Comments (4)
Hi @fuzzypixelz 🙂 nice to hear from you again!
It's a bit of a shame because there's no good place where this feature is documented currently, but we've implemented since 1.3 (I believe) something call the CLI customize mode. The idea is exactly what you describe: be able to pass arguments to Nickel configurations from the command-line.
As Nickel focuses on the merging model to write reusable configuration modules, it's based on record, and not function, but can achieve the same.

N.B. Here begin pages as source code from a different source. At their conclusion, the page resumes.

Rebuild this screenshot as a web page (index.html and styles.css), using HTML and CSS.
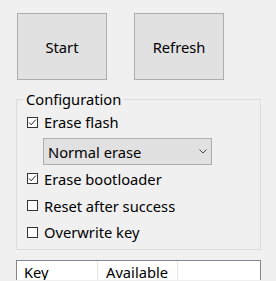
FILE: index.html
```html
<!DOCTYPE html>
<html lang="en">
<head>
  <meta charset="UTF-8">
  <title>Programmer</title>
  <link rel="stylesheet" href="styles.css">
</head>
<body>
  <div class="actions">
    <button class="big-btn">Start</button>
    <button class="big-btn">Refresh</button>
  </div>

  <fieldset class="group">
    <legend>Configuration</legend>
    <div class="row first">
      <span class="check on"><svg width="11" height="11" viewBox="0 0 11 11"><polyline points="2,5.5 4.2,7.8 8.8,2.6" fill="none" stroke="#222" stroke-width="1"/></svg></span>
      <span>Erase flash</span>
    </div>
    <div class="select">
      <span>Normal erase</span>
      <svg width="8" height="5" viewBox="0 0 8 5"><polyline points="0.5,0.5 4,4 7.5,0.5" fill="none" stroke="#444" stroke-width="1"/></svg>
    </div>
    <div class="row">
      <span class="check on"><svg width="11" height="11" viewBox="0 0 11 11"><polyline points="2,5.5 4.2,7.8 8.8,2.6" fill="none" stroke="#222" stroke-width="1"/></svg></span>
      <span>Erase bootloader</span>
    </div>
    <div class="row">
      <span class="check"></span>
      <span>Reset after success</span>
    </div>
    <div class="row last">
      <span class="check"></span>
      <span>Overwrite key</span>
    </div>
  </fieldset>

  <div class="list">
    <div class="list-head">
      <div class="col col-key">Key</div>
      <div class="col col-avail">Available</div>
    </div>
  </div>
</body>
</html>
```

FILE: styles.css
```css
html, body {
  overflow: hidden;
}
body {
  margin: 0;
  background: #f0f0f0;
  font-family: "Noto Sans", "Open Sans", sans-serif;
  font-size: 14.7px;
  color: #000;
  height: 281px;
}
.actions {
  display: flex;
  gap: 27px;
  padding: 13px 0 0 17px;
}
.big-btn {
  width: 90px;
  height: 67px;
  padding: 0;
  background: #e1e1e1;
  border: 1px solid #adadad;
  font-family: inherit;
  font-size: 14.7px;
  color: #000;
}
.group {
  box-sizing: border-box;
  width: 245px;
  margin: 9px 0 0 16px;
  padding: 0 0 4px 6px;
  border: 1px solid #dcdcdc;
}
.group legend {
  padding: 0 3px;
  line-height: 20px;
}
.row {
  display: flex;
  align-items: center;
  gap: 6px;
  height: 27px;
  margin-left: 4px;
}
.row.first, .row.last {
  height: 26px;
}
.check {
  box-sizing: border-box;
  width: 11px;
  height: 11px;
  border: 1px solid #333;
  background: #fff;
  position: relative;
}
.check svg {
  position: absolute;
  left: -1px;
  top: -1px;
}
.select {
  box-sizing: border-box;
  display: flex;
  align-items: center;
  justify-content: space-between;
  width: 169px;
  height: 27px;
  margin: 3px 0 0 20px;
  padding: 0 4px 0 4px;
  background: #e1e1e1;
  border: 1px solid #adadad;
}
.list {
  box-sizing: border-box;
  width: 245px;
  height: 20px;
  margin: 10px 0 0 16px;
  background: #fff;
  border: 1px solid #828790;
  border-bottom: none;
  overflow: hidden;
}
.list-head {
  display: flex;
  height: 25px;
}
.col {
  box-sizing: border-box;
  padding-top: 1px;
  border-right: 1px solid #e5e5e5;
  line-height: 20px;
}
.col-key {
  width: 81px;
  padding-left: 7px;
}
.col-avail {
  width: 80px;
  padding-left: 8px;
}
```
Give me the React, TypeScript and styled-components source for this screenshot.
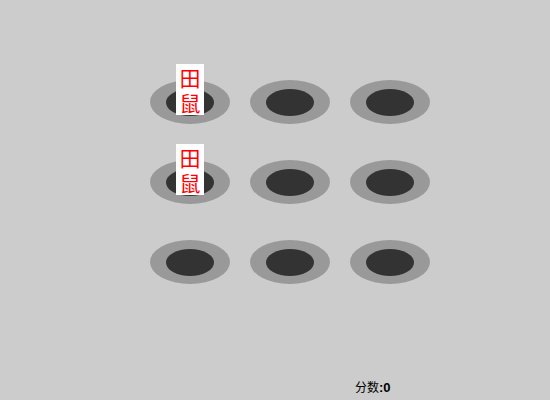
import React from 'react';
import styled, { createGlobalStyle } from 'styled-components';

const GlobalStyle = createGlobalStyle`
  html, body {
    margin: 0;
    padding: 0;
    background: #cccccc;
    font-family: "Liberation Sans", "Noto Sans CJK SC", sans-serif;
  }
`;

const Page = styled.div`
  width: 550px;
  height: 400px;
  display: flex;
  flex-direction: column;
  overflow: hidden;
`;

const Board = styled.div`
  display: grid;
  grid-template-columns: repeat(3, 80px);
  grid-auto-rows: 44px;
  column-gap: 20px;
  row-gap: 36px;
  margin: 80px 0 0 150px;
`;

const Hole = styled.div`
  position: relative;
  width: 80px;
  height: 44px;
  border-radius: 50%;
  background: #999999;
  display: flex;
  align-items: center;
  justify-content: center;
`;

const Pit = styled.div`
  width: 48px;
  height: 27px;
  border-radius: 50%;
  background: #333333;
`;

const Mouse = styled.div`
  position: absolute;
  left: 26px;
  top: -16px;
  width: 28px;
  height: 51px;
  padding-top: 1px;
  box-sizing: border-box;
  background: #ffffff;
  color: #ff0000;
  font-family: "Noto Sans CJK SC", sans-serif;
  font-size: 21px;
  line-height: 25px;
  text-align: center;
  word-break: break-all;
`;

const Footer = styled.div`
  margin-top: auto;
  padding: 0 0 5px 355px;
  font-size: 12px;
  line-height: 14px;
  color: #000000;
  font-family: "Noto Sans CJK SC", sans-serif;
  b {
    font-family: "Liberation Sans", sans-serif;
    font-size: 13px;
  }
`;

const holes = [true, false, false, true, false, false, false, false, false];

const App = () => {
  return (
    <Page>
      <GlobalStyle />
      <Board>
        {holes.map((hasMouse, i) => (
          <Hole key={i}>
            <Pit />
            {hasMouse && <Mouse>田鼠</Mouse>}
          </Hole>
        ))}
      </Board>
      <Footer>
        分数<b>:0</b>
      </Footer>
    </Page>
  );
};

export default App;
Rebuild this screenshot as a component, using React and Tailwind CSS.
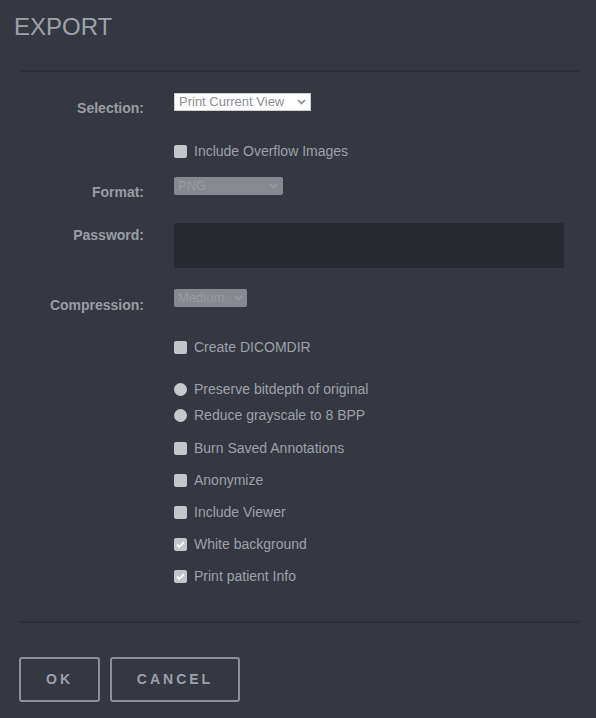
import React from 'react'

const font = { fontFamily: '"Liberation Sans", Arial, sans-serif' }

function Chevron({ className = '' }) {
  return (
    <svg width="9" height="6" viewBox="0 0 9 6" className={className}>
      <path d="M1 1l3.5 3.5L8 1" fill="none" stroke="currentColor" strokeWidth="1.7" />
    </svg>
  )
}

function Check({ checked, label }) {
  return (
    <div className="flex items-center h-5">
      <span className="w-[13px] h-[13px] rounded-[2px] bg-[#c4c5c8] flex items-center justify-center">
        {checked && (
          <svg width="11" height="11" viewBox="0 0 11 11">
            <path d="M2 5.6l2.3 2.3L9 3" fill="none" stroke="#ffffff" strokeWidth="1.8" />
          </svg>
        )}
      </span>
      <span className="ml-[7px] text-[14px] text-[#9ea1a8]">{label}</span>
    </div>
  )
}

function Radio({ label }) {
  return (
    <div className="flex items-center h-5">
      <span className="w-[13px] h-[13px] rounded-full bg-[#c8c9cc]" />
      <span className="ml-[7px] text-[14px] text-[#9ea1a8]">{label}</span>
    </div>
  )
}

function Label({ children, top }) {
  return (
    <div className={`w-[125px] text-right text-[14px] leading-4 font-bold text-[#9a9da3] ${top}`}>
      {children}
    </div>
  )
}

export default function App() {
  return (
    <div className="w-[596px] h-[718px] bg-[#353841] overflow-hidden" style={font}>
      <h1 className="pl-[14px] pt-[13px] text-[24px] leading-7 text-[#9ea3aa]">EXPORT</h1>
      <div className="ml-[19px] mr-[17px] mt-[29px] h-[2px] bg-[#2c2f37]" />

      <div className="px-[19px]">
        {/* Selection */}
        <div className="flex mt-[21px]">
          <Label top="mt-[7px]">Selection:</Label>
          <div className="ml-[30px] h-[18px] w-[137px] bg-white border border-[#d0d0d0] flex items-center justify-between px-[4px] text-[13px] text-[#8b8e94]">
            <span>Print Current View</span>
            <Chevron className="text-[#8b8e94]" />
          </div>
        </div>

        <div className="flex mt-[25px]">
          <div className="w-[125px]" />
          <div className="ml-[30px]">
            <Check label="Include Overflow Images" />
          </div>
        </div>

        {/* Format */}
        <div className="flex mt-[16px]">
          <Label top="mt-[7px]">Format:</Label>
          <div className="ml-[30px] h-[18px] w-[109px] rounded-[2px] bg-[#86898f] flex items-center justify-between pl-[4px] pr-[5px] text-[13px] text-[#9a9da2]">
            <span>PNG</span>
            <Chevron className="text-[#9a9da2]" />
          </div>
        </div>

        {/* Password */}
        <div className="flex mt-[23px]">
          <Label top="mt-[4px]">Password:</Label>
          <div className="ml-[30px] h-[45px] w-[390px] rounded-[3px] bg-[#262930]" />
        </div>

        {/* Compression */}
        <div className="flex mt-[21px]">
          <Label top="mt-[8px]">Compression:</Label>
          <div className="ml-[30px] h-[18px] w-[73px] rounded-[2px] bg-[#86898f] flex items-center justify-between pl-[4px] pr-[4px] text-[13px] text-[#9a9da2]">
            <span>Medium</span>
            <Chevron className="text-[#9a9da2]" />
          </div>
        </div>

        <div className="ml-[155px] flex flex-col">
          <div className="mt-[24px]"><Check label="Create DICOMDIR" /></div>
          <div className="mt-[22px]"><Radio label="Preserve bitdepth of original" /></div>
          <div className="mt-[6px]"><Radio label="Reduce grayscale to 8 BPP" /></div>
          <div className="mt-[13px]"><Check label="Burn Saved Annotations" /></div>
          <div className="mt-[12px]"><Check label="Anonymize" /></div>
          <div className="mt-[12px]"><Check label="Include Viewer" /></div>
          <div className="mt-[12px]"><Check checked label="White background" /></div>
          <div className="mt-[12px]"><Check checked label="Print patient Info" /></div>
        </div>
      </div>

      <div className="ml-[19px] mr-[17px] mt-[35px] h-[2px] bg-[#2c2f37]" />

      <div className="px-[19px] mt-[34px] flex gap-[10px]">
        <button className="w-[81px] h-[45px] border-2 border-[#8b909c] rounded-[3px] text-[14px] font-bold tracking-[3px] text-[#9ba0aa]">
          OK
        </button>
        <button className="w-[130px] h-[45px] border-2 border-[#8b909c] rounded-[3px] text-[14px] font-bold tracking-[3px] text-[#9ba0aa]">
          CANCEL
        </button>
      </div>
    </div>
  )
}
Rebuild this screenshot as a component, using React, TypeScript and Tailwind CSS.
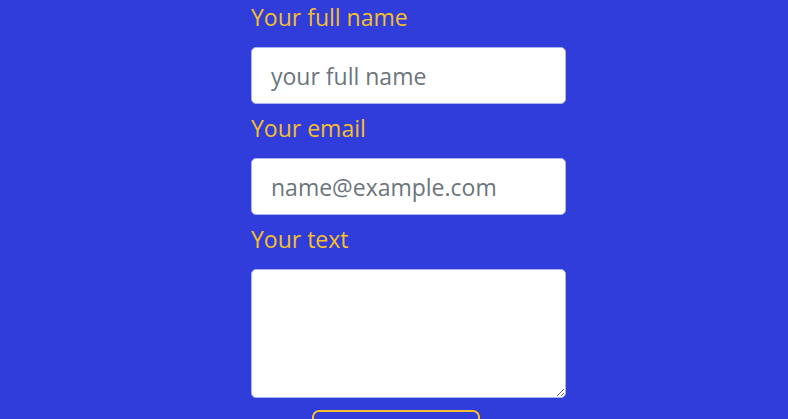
export default function App() {
  const font = { fontFamily: '"Open Sans", "Noto Sans", sans-serif' }
  return (
    <div className="min-h-[419px] w-full overflow-hidden bg-[#303dda]" style={font}>
      <form className="ml-[251px] flex w-[315px] flex-col">
        <label className="mb-[16px] block pt-[4px] text-[23px] leading-[27px] text-[#f6bf2b]">Your full name</label>
        <input
          className="mb-[7px] h-[57px] w-full rounded-[5px] border border-[#aab4ee] bg-white px-[19px] text-[23px] text-[#555] outline-none placeholder:text-[#6c757d]"
          placeholder="your full name"
        />
        <label className="mb-[16px] block pt-[4px] text-[23px] leading-[27px] text-[#f6bf2b]">Your email</label>
        <input
          className="mb-[7px] h-[57px] w-full rounded-[5px] border border-[#aab4ee] bg-white px-[19px] text-[23px] text-[#555] outline-none placeholder:text-[#6c757d]"
          placeholder="name@example.com"
        />
        <label className="mb-[16px] block pt-[4px] text-[23px] leading-[27px] text-[#f6bf2b]">Your text</label>
        <textarea className="mb-[12px] h-[129px] w-full rounded-[5px] border border-[#aab4ee] bg-white px-[19px] py-2 text-[23px] outline-none" />
        <button
          type="button"
          className="ml-[61px] h-[48px] w-[168px] rounded-[7px] border-2 border-[#f6bf2b] pt-[8px] text-[23px] text-[#f6bf2b]"
        >
          Send
        </button>
      </form>
    </div>
  )
}
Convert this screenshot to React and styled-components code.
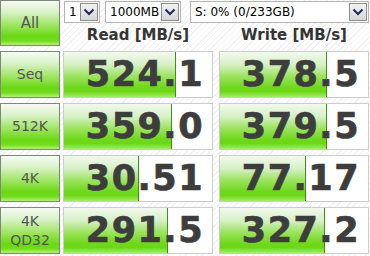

If you take any configuration, you can enter the customize mode by adding a --
after the subcommand. For example:
$ nickel eval examples/config-gcc/config-gcc.ncl -- help
[..print help..]
The idea is that this mode turns your configuration into a CLI, so to speak. You can then pass arguments using Nickel syntax (but don't forget to escape shell characters) like foo.bar=1
or 'input.str="Hello"'
. A basic example that would mimic your function idea would be:
# file: config.ncl
let Output = Dyn in
let Contract = Dyn in
{
input.json_data | String,
output | Output =
let result | Contract = std.deserialize 'Json input.json_data in
std.deep_seq result 'Ok,
}
$ nickel eval config.ncl --field output -- 'input.json_data="{\"foo\": 1}"'
'Ok
So I think this should cover your use-case.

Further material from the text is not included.